(PROMPT) Carry none of the pictures over; write out the complete data exactly.

(AVAILABLE DATA)
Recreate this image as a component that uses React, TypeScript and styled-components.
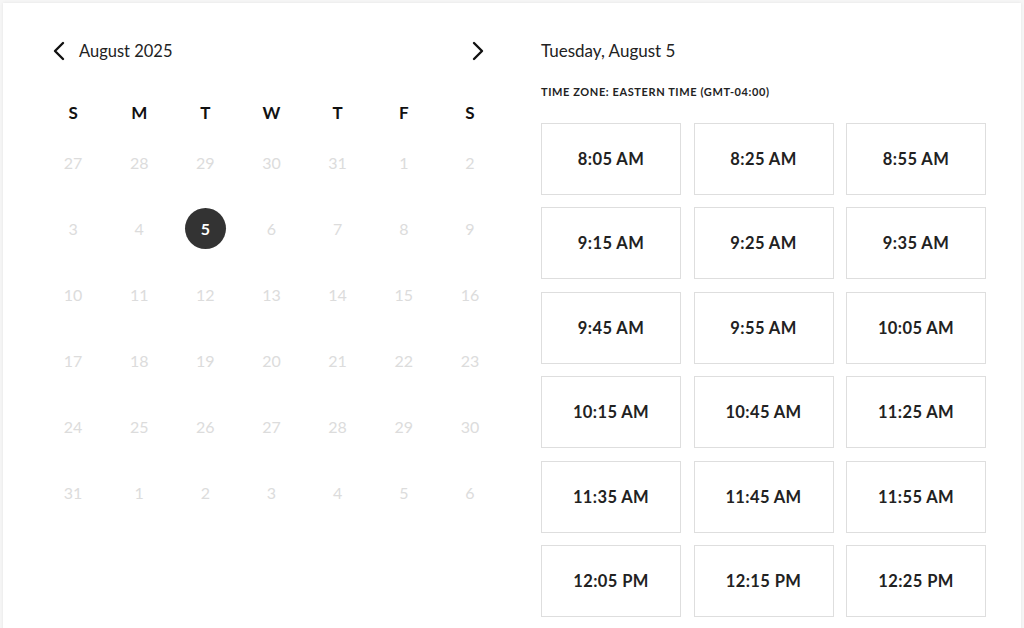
import React from 'react'
import styled, { createGlobalStyle } from 'styled-components'

const GlobalStyle = createGlobalStyle`
  html, body {
    margin: 0;
    padding: 0;
    background: #f6f6f6;
    font-family: Lato, "Open Sans", sans-serif;
    color: #222;
  }
`;

const Page = styled.div`
  padding: 3px 3px 0 3px;
  height: 625px;
  overflow: hidden;
`;

const Card = styled.div`
  background: #fff;
  box-shadow: 0 0 3px rgba(0, 0, 0, 0.08);
  display: flex;
  gap: 38px;
  padding: 28px 35px 0 37px;
  height: 700px;
  width: 946px;
`;

const CalendarColumn = styled.section`
  width: 463px;
  display: flex;
  flex-direction: column;
`;

const MonthHeader = styled.div`
  height: 40px;
  display: flex;
  align-items: center;
  padding: 0 13px 0 7px;
`;

const NavButton = styled.button`
  width: 24px;
  height: 24px;
  border: 0;
  padding: 0;
  background: none;
  display: flex;
  align-items: center;
  justify-content: center;
  color: #111;
  cursor: pointer;
`;

const MonthTitle = styled.span`
  flex: 1;
  margin-left: 8px;
  font-size: 16.5px;
  color: #222;
`;

const WeekGrid = styled.div<{ $rowHeight: number }>`
  display: grid;
  grid-template-columns: repeat(7, 1fr);
  grid-auto-rows: ${(p) => p.$rowHeight}px;
`;

const WeekdayGrid = styled(WeekGrid)`
  margin-top: 23px;
`;

const Weekday = styled.div`
  display: flex;
  align-items: center;
  justify-content: center;
  font-size: 17px;
  font-weight: 700;
  color: #111;
`;

const DayCell = styled.div`
  display: flex;
  align-items: center;
  justify-content: center;
  padding-bottom: 1px;
`;

const DayNumber = styled.span<{ $selected?: boolean }>`
  width: 41px;
  height: 41px;
  border-radius: 50%;
  display: flex;
  align-items: center;
  justify-content: center;
  font-size: 16px;
  color: ${(p) => (p.$selected ? '#fff' : '#dcdcdc')};
  background: ${(p) => (p.$selected ? '#333' : 'transparent')};
  font-weight: ${(p) => (p.$selected ? 700 : 400)};
`;

const SlotsColumn = styled.section`
  width: 445px;
  display: flex;
  flex-direction: column;
`;

const DayTitle = styled.h2`
  margin: 0;
  height: 40px;
  line-height: 40px;
  font-size: 17px;
  font-weight: 400;
  color: #222;
`;

const TimeZone = styled.div`
  margin-top: 13px;
  height: 16px;
  line-height: 16px;
  font-size: 11px;
  font-weight: 700;
  letter-spacing: 0.6px;
  text-transform: uppercase;
  color: #222;
`;

const SlotGrid = styled.div`
  margin-top: 23px;
  display: grid;
  grid-template-columns: repeat(3, 1fr);
  grid-auto-rows: 72px;
  gap: 12.4px 12.5px;
`;

const Slot = styled.button`
  border: 1px solid #dedede;
  background: #fff;
  display: flex;
  align-items: center;
  justify-content: center;
  font-family: Lato, "Open Sans", sans-serif;
  font-size: 16.5px;
  font-weight: 700;
  letter-spacing: 0.4px;
  color: #222;
  cursor: pointer;
`;

const Chevron: React.FC<{ dir: 'left' | 'right' }> = ({ dir }) => (
  <svg width="12" height="20" viewBox="0 0 12 20" fill="none">
    <polyline
      points={dir === 'left' ? '10,2 2,10 10,18' : '2,2 10,10 2,18'}
      stroke="currentColor"
      strokeWidth="2.4"
      strokeLinecap="round"
      strokeLinejoin="round"
    />
  </svg>
);

const weekdays = ['S', 'M', 'T', 'W', 'T', 'F', 'S'];

const days = [
  27, 28, 29, 30, 31, 1, 2,
  3, 4, 5, 6, 7, 8, 9,
  10, 11, 12, 13, 14, 15, 16,
  17, 18, 19, 20, 21, 22, 23,
  24, 25, 26, 27, 28, 29, 30,
  31, 1, 2, 3, 4, 5, 6,
];

const slots = [
  '8:05 AM', '8:25 AM', '8:55 AM',
  '9:15 AM', '9:25 AM', '9:35 AM',
  '9:45 AM', '9:55 AM', '10:05 AM',
  '10:15 AM', '10:45 AM', '11:25 AM',
  '11:35 AM', '11:45 AM', '11:55 AM',
  '12:05 PM', '12:15 PM', '12:25 PM',
];

export default function App() {
  return (
    <>
      <GlobalStyle />
      <Page>
        <Card>
          <CalendarColumn>
            <MonthHeader>
              <NavButton aria-label="Previous month"><Chevron dir="left" /></NavButton>
              <MonthTitle>August 2025</MonthTitle>
              <NavButton aria-label="Next month"><Chevron dir="right" /></NavButton>
            </MonthHeader>
            <WeekdayGrid $rowHeight={36}>
              {weekdays.map((d, i) => <Weekday key={i}>{d}</Weekday>)}
            </WeekdayGrid>
            <WeekGrid $rowHeight={66}>
              {days.map((d, i) => (
                <DayCell key={i}>
                  <DayNumber $selected={i === 9}>{d}</DayNumber>
                </DayCell>
              ))}
            </WeekGrid>
          </CalendarColumn>
          <SlotsColumn>
            <DayTitle>Tuesday, August 5</DayTitle>
            <TimeZone>Time zone: Eastern Time (GMT-04:00)</TimeZone>
            <SlotGrid>
              {slots.map((s) => <Slot key={s}>{s}</Slot>)}
            </SlotGrid>
          </SlotsColumn>
        </Card>
      </Page>
    </>
  );
}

(FINISHED EXERCISE)
Recreate this image as a component that uses React, TypeScript and styled-components.
import React from 'react'
import styled, { createGlobalStyle } from 'styled-components'

const GlobalStyle = createGlobalStyle`
  html, body {
    margin: 0;
    padding: 0;
    background: #f6f6f6;
    font-family: Lato, "Open Sans", sans-serif;
    color: #222;
  }
`;

const Page = styled.div`
  padding: 3px 3px 0 3px;
  height: 625px;
  overflow: hidden;
`;

const Card = styled.div`
  background: #fff;
  box-shadow: 0 0 3px rgba(0, 0, 0, 0.08);
  display: flex;
  gap: 38px;
  padding: 28px 35px 0 37px;
  height: 700px;
  width: 946px;
`;

const CalendarColumn = styled.section`
  width: 463px;
  display: flex;
  flex-direction: column;
`;

const MonthHeader = styled.div`
  height: 40px;
  display: flex;
  align-items: center;
  padding: 0 13px 0 7px;
`;

const NavButton = styled.button`
  width: 24px;
  height: 24px;
  border: 0;
  padding: 0;
  background: none;
  display: flex;
  align-items: center;
  justify-content: center;
  color: #111;
  cursor: pointer;
`;

const MonthTitle = styled.span`
  flex: 1;
  margin-left: 8px;
  font-size: 16.5px;
  color: #222;
`;

const WeekGrid = styled.div<{ $rowHeight: number }>`
  display: grid;
  grid-template-columns: repeat(7, 1fr);
  grid-auto-rows: ${(p) => p.$rowHeight}px;
`;

const WeekdayGrid = styled(WeekGrid)`
  margin-top: 23px;
`;

const Weekday = styled.div`
  display: flex;
  align-items: center;
  justify-content: center;
  font-size: 17px;
  font-weight: 700;
  color: #111;
`;

const DayCell = styled.div`
  display: flex;
  align-items: center;
  justify-content: center;
  padding-bottom: 1px;
`;

const DayNumber = styled.span<{ $selected?: boolean }>`
  width: 41px;
  height: 41px;
  border-radius: 50%;
  display: flex;
  align-items: center;
  justify-content: center;
  font-size: 16px;
  color: ${(p) => (p.$selected ? '#fff' : '#dcdcdc')};
  background: ${(p) => (p.$selected ? '#333' : 'transparent')};
  font-weight: ${(p) => (p.$selected ? 700 : 400)};
`;

const SlotsColumn = styled.section`
  width: 445px;
  display: flex;
  flex-direction: column;
`;

const DayTitle = styled.h2`
  margin: 0;
  height: 40px;
  line-height: 40px;
  font-size: 17px;
  font-weight: 400;
  color: #222;
`;

const TimeZone = styled.div`
  margin-top: 13px;
  height: 16px;
  line-height: 16px;
  font-size: 11px;
  font-weight: 700;
  letter-spacing: 0.6px;
  text-transform: uppercase;
  color: #222;
`;

const SlotGrid = styled.div`
  margin-top: 23px;
  display: grid;
  grid-template-columns: repeat(3, 1fr);
  grid-auto-rows: 72px;
  gap: 12.4px 12.5px;
`;

const Slot = styled.button`
  border: 1px solid #dedede;
  background: #fff;
  display: flex;
  align-items: center;
  justify-content: center;
  font-family: Lato, "Open Sans", sans-serif;
  font-size: 16.5px;
  font-weight: 700;
  letter-spacing: 0.4px;
  color: #222;
  cursor: pointer;
`;

const Chevron: React.FC<{ dir: 'left' | 'right' }> = ({ dir }) => (
  <svg width="12" height="20" viewBox="0 0 12 20" fill="none">
    <polyline
      points={dir === 'left' ? '10,2 2,10 10,18' : '2,2 10,10 2,18'}
      stroke="currentColor"
      strokeWidth="2.4"
      strokeLinecap="round"
      strokeLinejoin="round"
    />
  </svg>
);

const weekdays = ['S', 'M', 'T', 'W', 'T', 'F', 'S'];

const days = [
  27, 28, 29, 30, 31, 1, 2,
  3, 4, 5, 6, 7, 8, 9,
  10, 11, 12, 13, 14, 15, 16,
  17, 18, 19, 20, 21, 22, 23,
  24, 25, 26, 27, 28, 29, 30,
  31, 1, 2, 3, 4, 5, 6,
];

const slots = [
  '8:05 AM', '8:25 AM', '8:55 AM',
  '9:15 AM', '9:25 AM', '9:35 AM',
  '9:45 AM', '9:55 AM', '10:05 AM',
  '10:15 AM', '10:45 AM', '11:25 AM',
  '11:35 AM', '11:45 AM', '11:55 AM',
  '12:05 PM', '12:15 PM', '12:25 PM',
];

export default function App() {
  return (
    <>
      <GlobalStyle />
      <Page>
        <Card>
          <CalendarColumn>
            <MonthHeader>
              <NavButton aria-label="Previous month"><Chevron dir="left" /></NavButton>
              <MonthTitle>August 2025</MonthTitle>
              <NavButton aria-label="Next month"><Chevron dir="right" /></NavButton>
            </MonthHeader>
            <WeekdayGrid $rowHeight={36}>
              {weekdays.map((d, i) => <Weekday key={i}>{d}</Weekday>)}
            </WeekdayGrid>
            <WeekGrid $rowHeight={66}>
              {days.map((d, i) => (
                <DayCell key={i}>
                  <DayNumber $selected={i === 9}>{d}</DayNumber>
                </DayCell>
              ))}
            </WeekGrid>
          </CalendarColumn>
          <SlotsColumn>
            <DayTitle>Tuesday, August 5</DayTitle>
            <TimeZone>Time zone: Eastern Time (GMT-04:00)</TimeZone>
            <SlotGrid>
              {slots.map((s) => <Slot key={s}>{s}</Slot>)}
            </SlotGrid>
          </SlotsColumn>
        </Card>
      </Page>
    </>
  );
}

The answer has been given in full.